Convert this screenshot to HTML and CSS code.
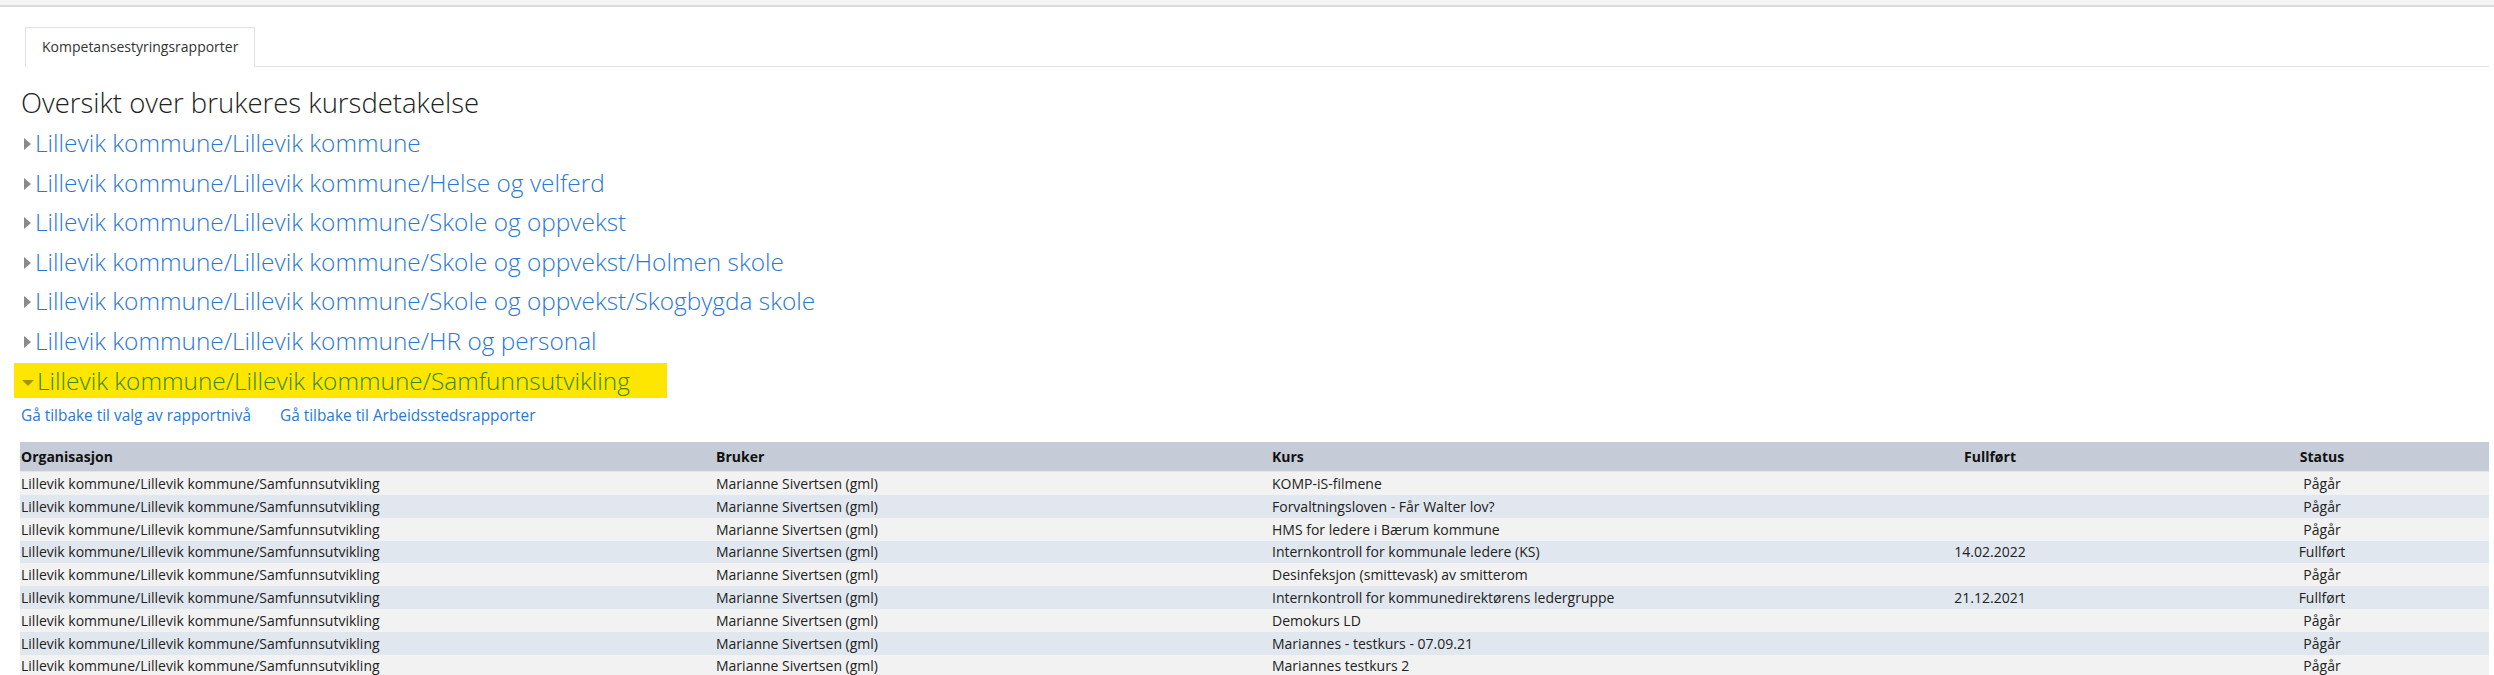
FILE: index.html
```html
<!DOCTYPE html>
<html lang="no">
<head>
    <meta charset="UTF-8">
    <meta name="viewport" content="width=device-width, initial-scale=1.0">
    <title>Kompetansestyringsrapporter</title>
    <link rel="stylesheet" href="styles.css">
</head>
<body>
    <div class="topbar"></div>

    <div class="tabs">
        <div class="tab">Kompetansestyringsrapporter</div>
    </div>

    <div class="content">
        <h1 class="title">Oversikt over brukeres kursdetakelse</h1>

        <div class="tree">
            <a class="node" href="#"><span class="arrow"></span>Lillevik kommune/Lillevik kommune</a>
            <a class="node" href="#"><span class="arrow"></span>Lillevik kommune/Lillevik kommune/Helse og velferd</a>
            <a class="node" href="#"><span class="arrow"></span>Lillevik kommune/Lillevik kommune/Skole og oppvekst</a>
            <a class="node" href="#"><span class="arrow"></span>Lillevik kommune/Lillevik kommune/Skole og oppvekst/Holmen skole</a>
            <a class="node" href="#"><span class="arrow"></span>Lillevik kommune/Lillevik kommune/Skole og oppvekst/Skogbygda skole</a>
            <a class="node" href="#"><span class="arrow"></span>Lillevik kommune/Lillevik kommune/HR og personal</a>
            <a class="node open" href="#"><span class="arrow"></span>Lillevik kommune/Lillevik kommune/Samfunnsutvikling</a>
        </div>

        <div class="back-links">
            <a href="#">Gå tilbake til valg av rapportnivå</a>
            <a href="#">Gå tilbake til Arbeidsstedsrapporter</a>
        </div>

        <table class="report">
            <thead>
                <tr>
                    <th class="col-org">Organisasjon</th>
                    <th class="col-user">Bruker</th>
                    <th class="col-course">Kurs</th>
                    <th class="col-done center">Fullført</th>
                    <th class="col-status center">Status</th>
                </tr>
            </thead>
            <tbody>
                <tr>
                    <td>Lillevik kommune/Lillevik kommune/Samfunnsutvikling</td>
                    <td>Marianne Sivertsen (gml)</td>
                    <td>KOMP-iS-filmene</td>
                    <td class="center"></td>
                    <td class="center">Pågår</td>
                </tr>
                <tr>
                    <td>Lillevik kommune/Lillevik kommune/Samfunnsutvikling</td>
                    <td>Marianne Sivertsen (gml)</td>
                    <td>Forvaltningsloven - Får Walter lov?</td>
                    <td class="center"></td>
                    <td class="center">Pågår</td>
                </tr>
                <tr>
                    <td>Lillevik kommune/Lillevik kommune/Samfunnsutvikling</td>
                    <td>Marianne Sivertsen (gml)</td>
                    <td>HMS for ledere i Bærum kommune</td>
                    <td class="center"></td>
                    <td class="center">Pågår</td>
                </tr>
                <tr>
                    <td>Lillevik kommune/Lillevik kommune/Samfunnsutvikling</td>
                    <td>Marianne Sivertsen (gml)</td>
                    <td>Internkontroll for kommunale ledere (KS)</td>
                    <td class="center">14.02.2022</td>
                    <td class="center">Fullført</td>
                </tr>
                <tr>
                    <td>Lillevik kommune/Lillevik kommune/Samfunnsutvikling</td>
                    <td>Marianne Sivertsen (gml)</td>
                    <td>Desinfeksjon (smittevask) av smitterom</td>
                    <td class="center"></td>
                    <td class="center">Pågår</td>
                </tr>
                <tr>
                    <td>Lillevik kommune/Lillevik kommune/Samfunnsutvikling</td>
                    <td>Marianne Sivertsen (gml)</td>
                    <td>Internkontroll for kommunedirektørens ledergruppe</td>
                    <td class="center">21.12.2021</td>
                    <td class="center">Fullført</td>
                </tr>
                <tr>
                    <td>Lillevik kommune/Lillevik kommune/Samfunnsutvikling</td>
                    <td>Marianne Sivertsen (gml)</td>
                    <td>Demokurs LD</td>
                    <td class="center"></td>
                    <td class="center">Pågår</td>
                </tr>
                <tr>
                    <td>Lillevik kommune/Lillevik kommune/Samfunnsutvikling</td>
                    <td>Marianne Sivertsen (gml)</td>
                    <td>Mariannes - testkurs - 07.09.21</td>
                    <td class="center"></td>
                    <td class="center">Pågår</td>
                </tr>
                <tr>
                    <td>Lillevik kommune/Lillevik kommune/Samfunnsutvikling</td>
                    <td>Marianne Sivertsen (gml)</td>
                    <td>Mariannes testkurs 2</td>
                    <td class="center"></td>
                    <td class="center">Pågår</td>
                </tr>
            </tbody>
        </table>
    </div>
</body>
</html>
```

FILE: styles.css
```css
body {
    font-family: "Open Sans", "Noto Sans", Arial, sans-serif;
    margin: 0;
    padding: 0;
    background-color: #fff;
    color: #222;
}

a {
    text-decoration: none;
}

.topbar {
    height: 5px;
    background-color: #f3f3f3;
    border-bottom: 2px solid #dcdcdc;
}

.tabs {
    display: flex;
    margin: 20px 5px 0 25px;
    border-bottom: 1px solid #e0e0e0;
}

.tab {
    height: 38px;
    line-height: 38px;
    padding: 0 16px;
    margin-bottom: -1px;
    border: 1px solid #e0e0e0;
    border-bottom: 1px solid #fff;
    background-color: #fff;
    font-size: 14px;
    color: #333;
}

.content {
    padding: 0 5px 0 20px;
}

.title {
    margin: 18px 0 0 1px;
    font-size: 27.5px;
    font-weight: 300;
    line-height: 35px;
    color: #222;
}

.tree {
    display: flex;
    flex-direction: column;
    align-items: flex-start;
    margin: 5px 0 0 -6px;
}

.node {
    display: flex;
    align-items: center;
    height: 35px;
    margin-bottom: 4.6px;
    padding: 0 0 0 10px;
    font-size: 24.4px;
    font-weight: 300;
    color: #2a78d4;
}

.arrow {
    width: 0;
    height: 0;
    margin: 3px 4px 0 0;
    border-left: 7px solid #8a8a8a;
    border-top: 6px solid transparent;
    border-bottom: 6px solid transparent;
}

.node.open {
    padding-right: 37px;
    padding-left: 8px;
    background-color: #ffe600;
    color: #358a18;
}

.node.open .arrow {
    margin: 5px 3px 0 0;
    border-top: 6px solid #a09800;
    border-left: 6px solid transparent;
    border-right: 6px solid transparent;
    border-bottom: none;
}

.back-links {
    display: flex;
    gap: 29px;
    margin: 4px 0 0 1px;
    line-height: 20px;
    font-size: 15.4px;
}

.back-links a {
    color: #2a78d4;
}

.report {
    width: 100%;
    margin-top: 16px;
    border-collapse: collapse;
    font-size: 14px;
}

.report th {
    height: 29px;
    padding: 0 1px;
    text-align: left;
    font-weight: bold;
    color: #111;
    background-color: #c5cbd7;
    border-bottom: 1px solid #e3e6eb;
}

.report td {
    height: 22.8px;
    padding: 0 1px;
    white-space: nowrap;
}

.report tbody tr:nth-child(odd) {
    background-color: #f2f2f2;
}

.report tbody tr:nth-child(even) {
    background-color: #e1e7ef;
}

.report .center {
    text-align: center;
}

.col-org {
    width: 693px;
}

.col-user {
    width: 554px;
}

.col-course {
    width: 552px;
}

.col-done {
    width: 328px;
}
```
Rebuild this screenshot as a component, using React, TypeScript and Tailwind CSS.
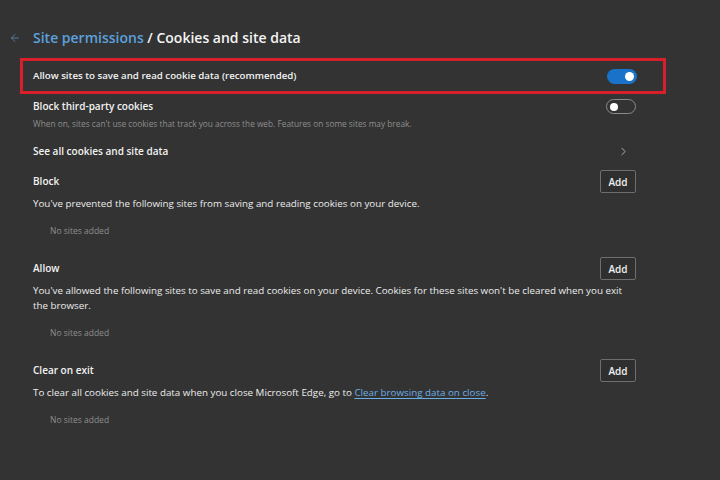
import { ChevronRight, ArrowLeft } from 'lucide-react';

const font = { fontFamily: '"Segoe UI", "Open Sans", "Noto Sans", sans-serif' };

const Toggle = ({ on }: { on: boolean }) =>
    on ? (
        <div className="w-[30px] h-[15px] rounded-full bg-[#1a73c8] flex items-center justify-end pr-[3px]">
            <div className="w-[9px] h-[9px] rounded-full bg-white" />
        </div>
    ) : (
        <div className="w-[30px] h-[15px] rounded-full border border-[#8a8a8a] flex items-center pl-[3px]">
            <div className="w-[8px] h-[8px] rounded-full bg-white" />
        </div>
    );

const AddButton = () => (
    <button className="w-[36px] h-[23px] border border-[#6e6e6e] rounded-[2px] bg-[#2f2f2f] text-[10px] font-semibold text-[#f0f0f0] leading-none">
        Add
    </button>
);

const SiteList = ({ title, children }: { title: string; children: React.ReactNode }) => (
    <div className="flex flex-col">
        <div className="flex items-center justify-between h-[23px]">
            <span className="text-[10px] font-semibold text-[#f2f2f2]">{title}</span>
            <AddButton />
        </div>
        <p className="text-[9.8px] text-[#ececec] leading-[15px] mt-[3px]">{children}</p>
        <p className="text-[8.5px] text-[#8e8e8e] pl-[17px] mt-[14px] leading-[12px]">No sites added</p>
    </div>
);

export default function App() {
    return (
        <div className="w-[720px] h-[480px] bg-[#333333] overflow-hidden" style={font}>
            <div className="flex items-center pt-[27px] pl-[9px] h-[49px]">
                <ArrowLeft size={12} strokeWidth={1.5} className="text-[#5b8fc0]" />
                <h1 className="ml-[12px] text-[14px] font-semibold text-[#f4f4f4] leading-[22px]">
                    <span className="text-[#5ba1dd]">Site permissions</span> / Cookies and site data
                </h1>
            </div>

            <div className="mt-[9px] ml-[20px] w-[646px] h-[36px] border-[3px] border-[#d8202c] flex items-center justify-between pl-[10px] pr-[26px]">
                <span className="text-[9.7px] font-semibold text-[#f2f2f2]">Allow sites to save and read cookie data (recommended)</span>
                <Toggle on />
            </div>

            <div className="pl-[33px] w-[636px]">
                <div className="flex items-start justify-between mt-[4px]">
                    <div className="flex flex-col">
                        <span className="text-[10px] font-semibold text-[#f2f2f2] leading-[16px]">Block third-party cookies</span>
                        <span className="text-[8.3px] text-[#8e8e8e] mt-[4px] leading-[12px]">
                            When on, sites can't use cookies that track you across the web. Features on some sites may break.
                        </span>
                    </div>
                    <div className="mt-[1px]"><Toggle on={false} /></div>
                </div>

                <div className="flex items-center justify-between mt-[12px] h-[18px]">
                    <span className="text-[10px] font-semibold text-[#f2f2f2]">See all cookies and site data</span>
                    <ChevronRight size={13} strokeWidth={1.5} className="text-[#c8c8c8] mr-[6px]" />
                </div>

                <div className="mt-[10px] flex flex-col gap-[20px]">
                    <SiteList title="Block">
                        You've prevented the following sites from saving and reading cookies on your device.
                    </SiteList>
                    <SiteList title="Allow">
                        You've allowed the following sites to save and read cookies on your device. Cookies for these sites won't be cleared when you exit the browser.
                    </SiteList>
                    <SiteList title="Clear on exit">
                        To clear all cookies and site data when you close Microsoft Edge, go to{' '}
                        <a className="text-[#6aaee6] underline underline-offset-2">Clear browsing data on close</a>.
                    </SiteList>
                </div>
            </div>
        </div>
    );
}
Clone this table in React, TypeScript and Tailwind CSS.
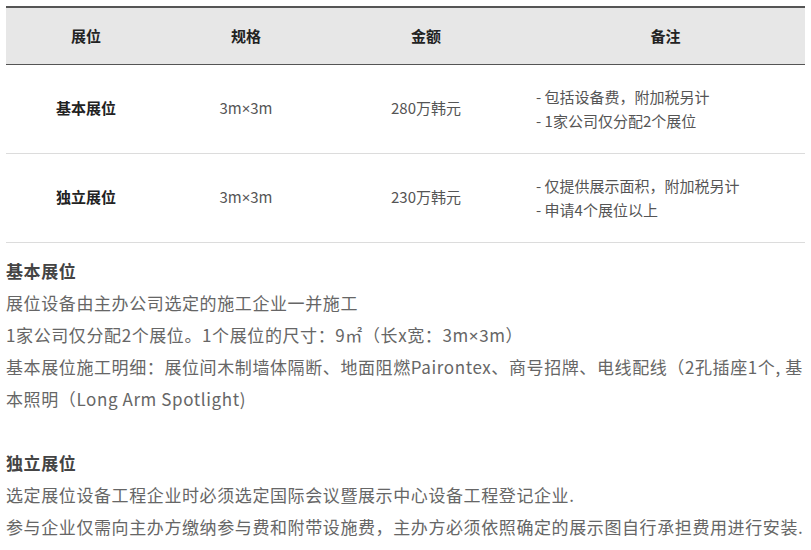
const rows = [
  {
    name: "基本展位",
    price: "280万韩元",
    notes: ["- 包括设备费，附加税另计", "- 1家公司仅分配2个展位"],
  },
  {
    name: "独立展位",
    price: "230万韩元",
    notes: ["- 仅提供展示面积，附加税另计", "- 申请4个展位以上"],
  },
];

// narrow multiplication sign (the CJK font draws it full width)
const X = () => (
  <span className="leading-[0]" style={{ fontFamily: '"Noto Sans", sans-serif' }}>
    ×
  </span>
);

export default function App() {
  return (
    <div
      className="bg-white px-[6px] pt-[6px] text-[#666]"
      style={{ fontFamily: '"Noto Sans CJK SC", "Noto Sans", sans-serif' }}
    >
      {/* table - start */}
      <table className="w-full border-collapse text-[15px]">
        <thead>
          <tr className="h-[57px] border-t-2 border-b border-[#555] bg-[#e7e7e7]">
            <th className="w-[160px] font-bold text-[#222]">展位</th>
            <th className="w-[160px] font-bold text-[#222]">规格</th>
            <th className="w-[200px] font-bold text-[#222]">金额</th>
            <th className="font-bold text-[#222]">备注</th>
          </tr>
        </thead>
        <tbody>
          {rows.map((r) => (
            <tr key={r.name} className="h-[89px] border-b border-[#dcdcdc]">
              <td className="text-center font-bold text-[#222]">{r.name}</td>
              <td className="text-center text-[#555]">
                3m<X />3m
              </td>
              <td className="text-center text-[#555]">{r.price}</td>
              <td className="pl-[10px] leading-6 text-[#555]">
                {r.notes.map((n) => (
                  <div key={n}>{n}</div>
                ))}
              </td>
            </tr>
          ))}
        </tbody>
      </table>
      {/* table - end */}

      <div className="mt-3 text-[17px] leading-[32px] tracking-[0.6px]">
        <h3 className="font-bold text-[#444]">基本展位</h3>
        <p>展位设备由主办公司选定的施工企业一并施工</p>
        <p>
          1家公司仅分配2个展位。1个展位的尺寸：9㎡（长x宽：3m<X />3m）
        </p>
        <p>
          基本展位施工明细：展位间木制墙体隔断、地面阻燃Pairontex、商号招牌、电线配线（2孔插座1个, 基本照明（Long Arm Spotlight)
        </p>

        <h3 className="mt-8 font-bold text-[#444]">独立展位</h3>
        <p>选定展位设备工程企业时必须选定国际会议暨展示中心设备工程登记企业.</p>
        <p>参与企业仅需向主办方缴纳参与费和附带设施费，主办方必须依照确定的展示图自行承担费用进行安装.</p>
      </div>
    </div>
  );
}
* * * * * * * * *
§ **PROBLEM DESCRIPTION**
Every line of the listing that holds "screenshot" should be found and copied.

§ **ANSWER TO THIS EXERCISE**
Convert this screenshot to HTML and CSS code.
Rebuild this screenshot as a component, using React, TypeScript and Tailwind CSS.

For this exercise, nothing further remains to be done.